Fantastic Negrito publicity photo.

When Xavier Dphrepaulezz was 12 years old, he was thrown out of the family home by his tyrannical father, and tumbled through the California foster care system into a life of crime. Music threw him a lifeline, and having begun trading as Fantastic Negrito in 2014, he finally addresses that scarring relationship in the fuzzed-up alt. blues concept album, Son Of A Broken Man.

“Every song,” he explains, “I wanted it to be about how I felt about my daddy.”

Your father sounds like he was a very complicated man.

He was brilliant, but he was horrible too. Maybe he is the quintessential explanation of human beings, and how we are. Y’know, how we can cure polio and make an HIV vaccine, but then we drop nuclear bombs and put people in concentration camps.

What was it like growing up with him?

We had a huge family, but my dad kept putting all the kids in foster homes. My first memory is him telling me, about my older brother: “Don’t ever say his name.” I had brothers and sisters, and they were being kind of excommunicated. My brother is a historian now, and he goes: “Dad was a lot like Joseph Stalin.” He would ban people. And being sent off to foster homes was like being sent to a gulag.

The title track says: ‘I picked up the pieces and I survived’. Are you ever surprised that you made it?

Yeah. At times I was one step away from being on the other side of this whole thing. I remember almost smoking PCP. I was twelve, on the bus, and someone said it was angel dust, and I thought: “That sounds great.” Just by fate, man, I had to get off at the next stop. I remember being on the ground with a ninemillimeter pointed at my head…

How did you decide what style of music would suit these stories?

I think, when you start making albums in your late forties, you just don’t give a fuck. I just want to be free. Do I want to make shitloads of money? Actually, I don’t. Do I want to be super-famous? Hell no. I want to be free, with the wisdom of a grandpa and the freedom of a teenager. I’ve learnt from albums like The Beatles that what matters is a good song, not the genre. You know when Twitter asks you to describe yourself? I put: ‘Fantastic Negrito, a marketing nightmare’.

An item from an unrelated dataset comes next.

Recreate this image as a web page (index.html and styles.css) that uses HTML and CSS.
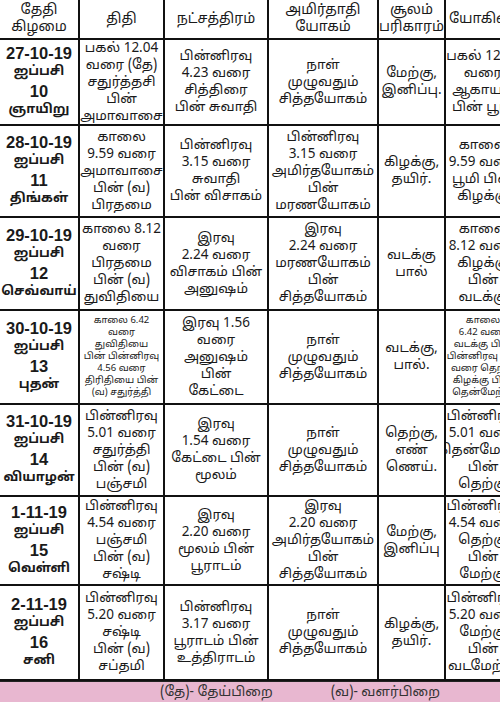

Have you found that you’re a very different type of dad?

Well, I sometimes see my dad in me. He rears his head occasionally and I’m like: “Oh shit!” I have to do the work, take the steps, calm down. I see my twelve-year-old and I’m like: “Wow, that’s when I was on the corners, selling drugs.” At twelve! My twelve-year-old is, like, a nerdy guy who wants to play video games.

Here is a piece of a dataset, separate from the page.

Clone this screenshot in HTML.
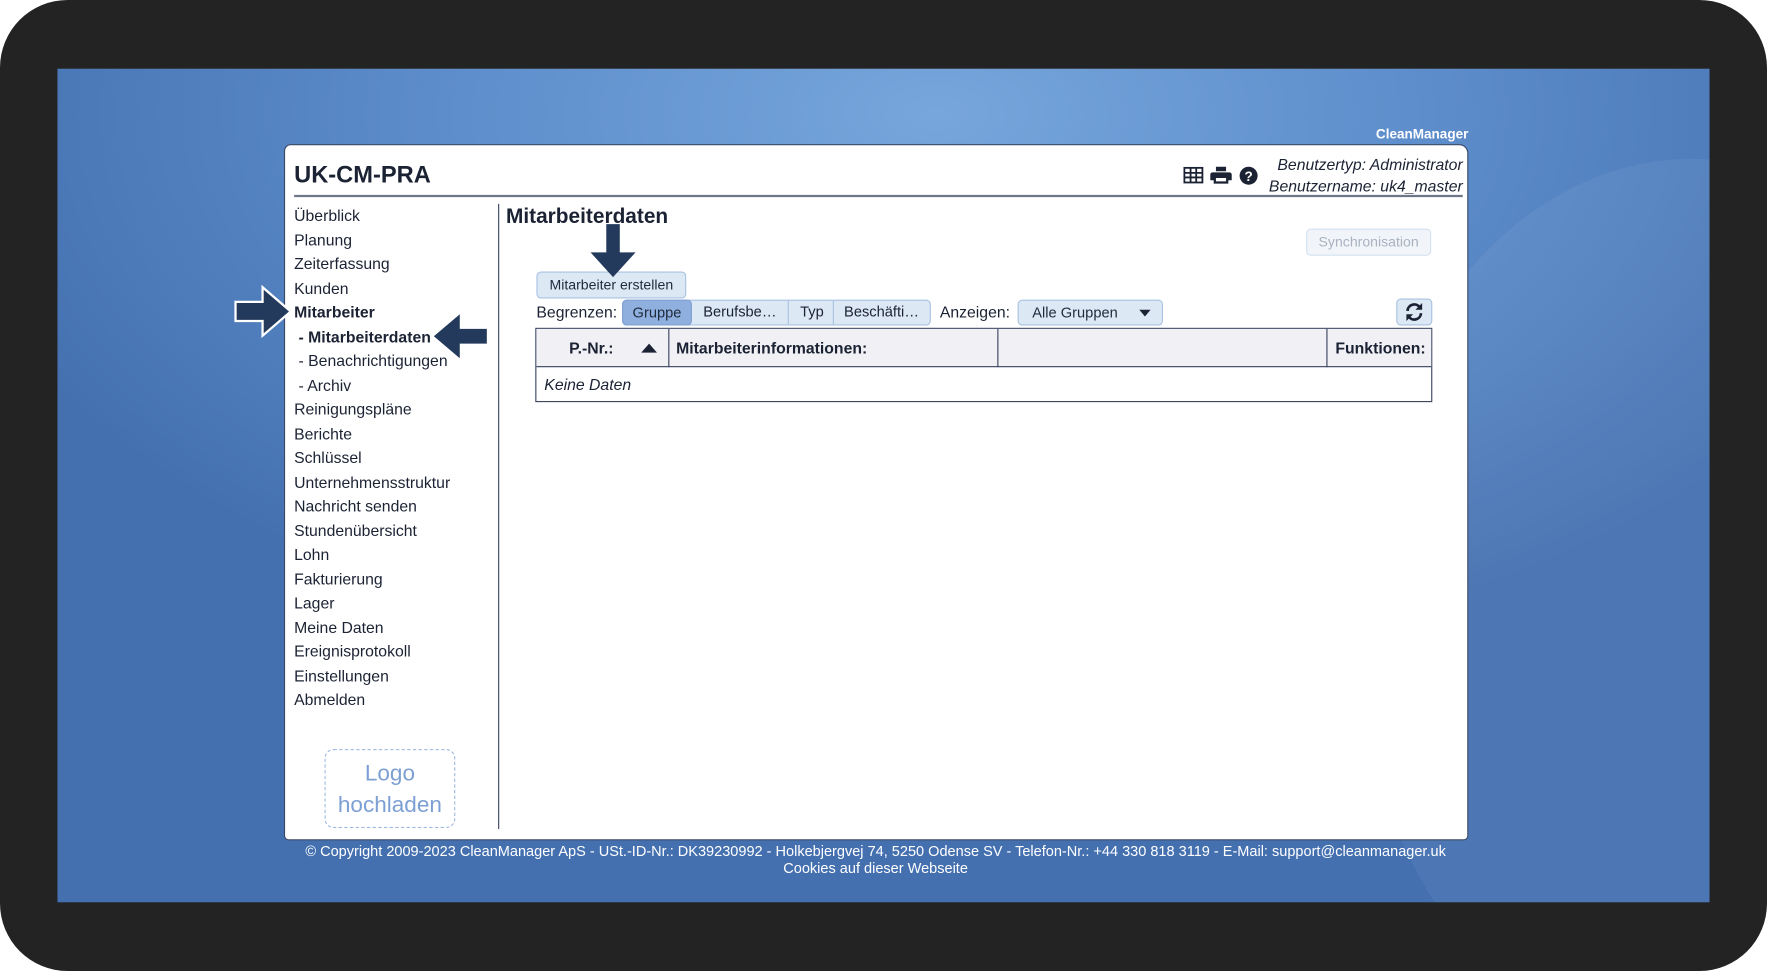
<!DOCTYPE html>
<html><head><meta charset="utf-8"><style>
*{margin:0;padding:0;box-sizing:border-box}
html,body{width:1767px;height:971px;overflow:hidden;background:#fff;font-family:"Liberation Sans",Arial,sans-serif}
#w{position:absolute;left:0;top:0;width:1568px;height:862px;transform:scale(1.12691,1.12645);transform-origin:0 0;overflow:hidden}
.frame{position:absolute;left:0;top:0;width:1568px;height:862px;background:#232323;border-radius:60px}
.scr{position:absolute;left:51px;top:61px;width:1466px;height:740px;background:radial-gradient(ellipse 900px 500px at 780px 40px,#77a6dc 0%,#5f8fcc 45%,#4470b0 100%);overflow:hidden}
.abs{position:absolute}
.panel{position:absolute;left:252px;top:128px;width:1051px;height:618px;background:#fff;border:1px solid #3a4a66;border-radius:6px 8px 4px 4px}
.nav{position:absolute;left:261px;top:181px;font-size:14px;color:#1b2233;line-height:21.5px}
.nav div{white-space:nowrap}
.btn{position:absolute;border:1px solid #a9c2e2;background:#dde8f5;border-radius:4px;font-size:12.5px;color:#1f2a3c;text-align:center}
.t{position:absolute;font-size:14px;color:#1b2233;white-space:nowrap}
.cell{position:absolute;top:0;height:34px;border-right:1px solid #3a4560;font-weight:bold;font-size:14px;color:#1b2233;line-height:34px}
</style></head><body><div id="w">
<div class="frame"></div>
<div class="scr"><div class="abs" style="left:1150px;top:80px;width:600px;height:800px;border-radius:50%;background:rgba(255,255,255,0.05)"></div></div>
<div class="abs" style="right:265px;top:112px;font-size:12px;font-weight:bold;color:#fff">CleanManager</div>
<div class="panel"></div>
<div class="abs" style="left:261px;top:144px;font-size:21px;font-weight:bold;color:#1b2233">UK-CM-PRA</div>
<div class="abs" style="left:261px;top:173px;width:1037px;height:2px;background:#6e7787"></div>
<div class="abs" style="right:270px;top:137px;text-align:right;font-style:italic;font-size:14px;line-height:19px;color:#1b2233">Benutzertyp: Administrator<br>Benutzername: uk4_master</div>
<svg class="abs" style="left:1050px;top:147px" width="70" height="18" viewBox="0 0 70 18">
<g fill="none" stroke="#1b2233" stroke-width="1.6"><rect x="1" y="2" width="16" height="13"/><path d="M1 6.5H17M1 10.5H17M6.5 2V15M11.5 2V15"/></g>
<path fill="#1b2233" d="M29 1h9v4h-9zM26 6h15a2 2 0 0 1 2 2v5h-3v3H27v-3h-3V8a2 2 0 0 1 2-2zM29 11v3h9v-3z"/>
<circle cx="58" cy="9" r="8" fill="#1b2233"/><text x="58" y="13.5" font-size="12" font-weight="bold" fill="#fff" text-anchor="middle" font-family="Liberation Sans">?</text>
</svg>
<div class="nav">
<div>Überblick</div><div>Planung</div><div>Zeiterfassung</div><div>Kunden</div><div style="font-weight:bold">Mitarbeiter</div><div style="font-weight:bold">&nbsp;- Mitarbeiterdaten</div><div>&nbsp;- Benachrichtigungen</div><div>&nbsp;- Archiv</div><div>Reinigungspläne</div><div>Berichte</div><div>Schlüssel</div><div>Unternehmensstruktur</div><div>Nachricht senden</div><div>Stundenübersicht</div><div>Lohn</div><div>Fakturierung</div><div>Lager</div><div>Meine Daten</div><div>Ereignisprotokoll</div><div>Einstellungen</div><div>Abmelden</div>
</div>
<div class="abs" style="left:442px;top:181px;width:1px;height:555px;background:#3a4560"></div>
<div class="abs" style="left:288px;top:665px;width:116px;height:70px;border:1px dashed #9db8e0;border-radius:8px;text-align:center;color:#7c9fd4;font-size:20px;line-height:28px;padding-top:7px">Logo<br>hochladen</div>
<div class="abs" style="left:449px;top:181px;font-size:18.5px;font-weight:bold;color:#1b2233">Mitarbeiterdaten</div>
<div class="btn" style="left:1159px;top:203px;width:111px;height:24px;line-height:22px;color:#a9b2c0;background:#f1f5fa;border-color:#d4e1f1">Synchronisation</div>
<div class="btn" style="left:476px;top:241px;width:133px;height:24px;line-height:22px">Mitarbeiter erstellen</div>
<div class="t" style="left:476px;top:269px">Begrenzen:</div>
<div class="btn" style="left:552px;top:266px;width:274px;height:23px;background:#dde8f5"></div>
<div class="btn" style="left:552px;top:266px;width:62px;height:23px;line-height:21px;background:#8fb0de;border-color:#7d9fd1;font-size:13px">Gruppe</div>
<div class="t" style="left:624px;top:269px;font-size:13px">Berufsbe…</div>
<div class="abs" style="left:699px;top:267px;width:1px;height:21px;background:#a9c2e2"></div>
<div class="t" style="left:710px;top:269px;font-size:13px">Typ</div>
<div class="abs" style="left:739px;top:267px;width:1px;height:21px;background:#a9c2e2"></div>
<div class="t" style="left:749px;top:269px;font-size:13px">Beschäfti…</div>
<div class="t" style="left:834px;top:269px">Anzeigen:</div>
<div class="btn" style="left:903px;top:266px;width:129px;height:23px;line-height:21px;text-align:left;padding-left:12px;font-size:13px">Alle Gruppen<span style="position:absolute;right:10px;top:8px;border:5px solid transparent;border-top:6px solid #1b2233;border-bottom:0"></span></div>
<div class="btn" style="left:1239px;top:265px;width:32px;height:24px"><svg width="18" height="18" viewBox="0 0 18 18" style="margin-top:2px"><g fill="none" stroke="#1b2233" stroke-width="2.4"><path d="M3 8a6 6 0 0 1 11-3"/><path d="M15 10a6 6 0 0 1-11 3"/></g><path fill="#1b2233" d="M16 1v6h-6zM2 17v-6h6z"/></svg></div>
<div class="abs" style="left:475px;top:291px;width:796px;height:66px;border:1px solid #3a4560">
<div class="abs" style="left:0;top:0;width:794px;height:34px;background:#f0f0f5;border-bottom:1px solid #3a4560"></div>
<div class="cell" style="left:0;width:118px;padding-left:29px">P.-Nr.:<span style="position:absolute;left:93px;top:13px;border:7px solid transparent;border-bottom:8px solid #1b2233;border-top:0"></span></div>
<div class="cell" style="left:118px;width:292px;padding-left:6px">Mitarbeiterinformationen:</div>
<div class="cell" style="left:410px;width:292px"></div>
<div class="cell" style="left:702px;width:92px;border-right:0;padding-left:7px">Funktionen:</div>
<div class="abs" style="left:7px;top:41px;font-style:italic;font-size:14px;color:#1b2233">Keine Daten</div>
</div>
<svg class="abs" style="left:0;top:0" width="1568" height="862">
<g fill="#243a5c">
<path d="M209 268h24v-13l25 21.5-25 21.5v-13h-24z" stroke="#fff" stroke-width="2"/>
<path d="M432 292h-24v-13l-23 19.5 23 19.5v-13h24z"/>
<path d="M538 199h12v25h14l-20 22-20-22h14z"/>
</g></svg>
<div class="abs" style="left:0;width:1554px;top:748px;text-align:center;color:#fff;font-size:12.9px;line-height:15px">© Copyright 2009-2023 CleanManager ApS - USt.-ID-Nr.: DK39230992 - Holkebjergvej 74, 5250 Odense SV - Telefon-Nr.: +44 330 818 3119 - E-Mail: support@cleanmanager.uk<br>Cookies auf dieser Webseite</div>
</div></body></html>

What do you hope Son Of A Broken Man can help achieve?

Maybe it can help other sons of broken men. It doesn’t mean you have to become nothing, go to prison, be on drugs, pass on that toxic upbringing. I hate cycles. The neighbourhoods I came from, there’s cycles. Y’know: “They’ve done bad, their grandmother did bad, they’ve been doing bad since they came up from the South.” And I was like: “I’m stopping this, man.” I think the most important thing about this record is not passing on the mess that dad made of all our lives.

Son Of A Broken Man is out now via Storefront Records.